» **Task details**
Gather up the lines with the word "this" in them.

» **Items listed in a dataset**
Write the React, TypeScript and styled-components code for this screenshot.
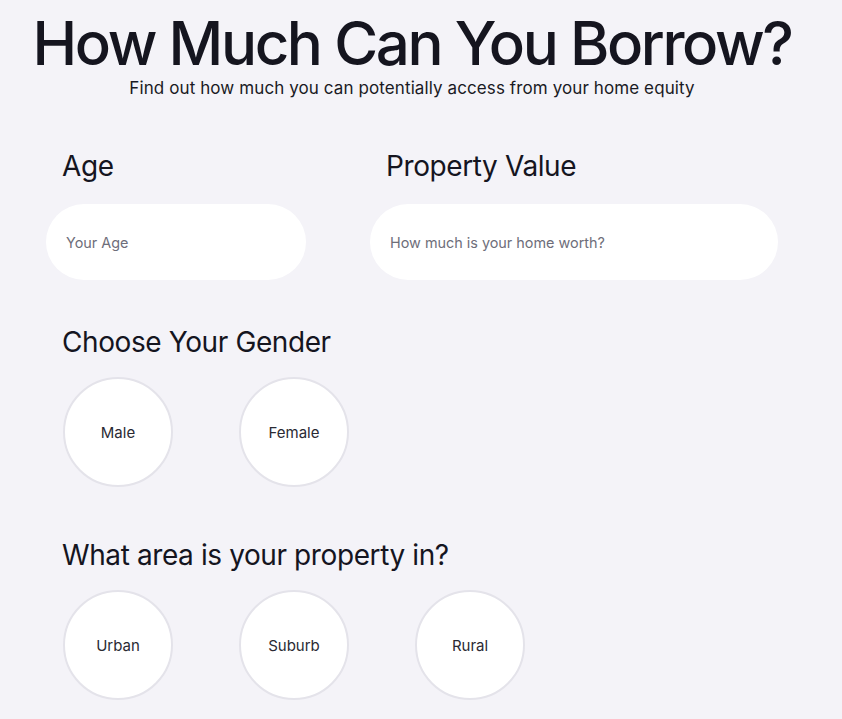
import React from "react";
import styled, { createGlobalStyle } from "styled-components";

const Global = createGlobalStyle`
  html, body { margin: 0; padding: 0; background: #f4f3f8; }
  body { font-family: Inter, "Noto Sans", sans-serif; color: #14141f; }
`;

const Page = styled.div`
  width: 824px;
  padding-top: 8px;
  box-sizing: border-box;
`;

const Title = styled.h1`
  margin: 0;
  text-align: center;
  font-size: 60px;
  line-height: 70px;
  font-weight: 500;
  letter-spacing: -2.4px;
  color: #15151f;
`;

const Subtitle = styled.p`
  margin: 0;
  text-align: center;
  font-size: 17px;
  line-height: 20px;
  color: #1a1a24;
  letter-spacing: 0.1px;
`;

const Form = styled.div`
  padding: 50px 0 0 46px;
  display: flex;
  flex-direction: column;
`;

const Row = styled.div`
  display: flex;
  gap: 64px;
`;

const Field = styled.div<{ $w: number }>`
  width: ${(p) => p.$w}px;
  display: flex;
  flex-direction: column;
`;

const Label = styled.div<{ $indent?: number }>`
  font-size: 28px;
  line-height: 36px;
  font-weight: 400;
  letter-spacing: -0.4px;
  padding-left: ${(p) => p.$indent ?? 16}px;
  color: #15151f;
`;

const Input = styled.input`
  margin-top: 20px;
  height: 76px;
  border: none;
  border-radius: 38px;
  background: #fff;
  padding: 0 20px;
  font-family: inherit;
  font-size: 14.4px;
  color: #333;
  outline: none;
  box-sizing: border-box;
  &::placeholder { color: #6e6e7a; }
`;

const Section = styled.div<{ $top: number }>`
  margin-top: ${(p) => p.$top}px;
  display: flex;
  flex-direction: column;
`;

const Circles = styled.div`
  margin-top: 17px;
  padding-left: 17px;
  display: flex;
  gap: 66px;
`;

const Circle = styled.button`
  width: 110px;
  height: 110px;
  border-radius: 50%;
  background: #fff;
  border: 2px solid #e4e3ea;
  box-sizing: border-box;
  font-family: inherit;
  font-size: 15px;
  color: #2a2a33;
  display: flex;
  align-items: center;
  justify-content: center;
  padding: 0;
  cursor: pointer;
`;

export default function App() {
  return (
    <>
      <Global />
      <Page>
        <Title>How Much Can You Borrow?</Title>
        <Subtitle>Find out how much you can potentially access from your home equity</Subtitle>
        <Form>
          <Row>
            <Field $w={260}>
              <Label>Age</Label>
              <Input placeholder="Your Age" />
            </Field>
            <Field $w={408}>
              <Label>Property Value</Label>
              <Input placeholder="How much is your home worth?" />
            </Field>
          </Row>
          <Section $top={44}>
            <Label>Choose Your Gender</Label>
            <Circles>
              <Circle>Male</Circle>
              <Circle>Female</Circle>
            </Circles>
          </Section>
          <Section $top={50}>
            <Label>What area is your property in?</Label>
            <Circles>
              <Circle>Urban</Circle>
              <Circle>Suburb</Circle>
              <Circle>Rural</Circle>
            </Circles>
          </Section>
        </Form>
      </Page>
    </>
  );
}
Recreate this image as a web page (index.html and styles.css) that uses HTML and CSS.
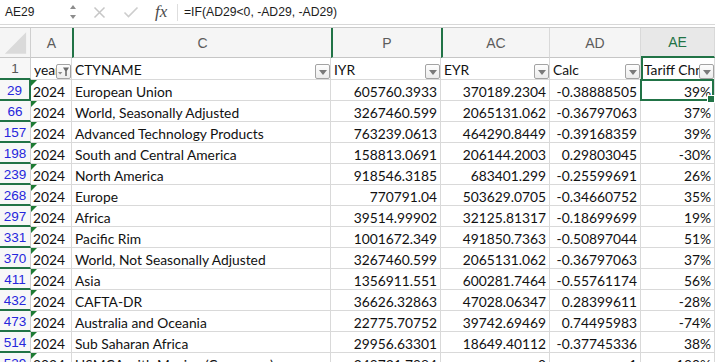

» **Exercise answer**
Write the React, TypeScript and styled-components code for this screenshot.
Recreate this image as a web page (index.html and styles.css) that uses HTML and CSS.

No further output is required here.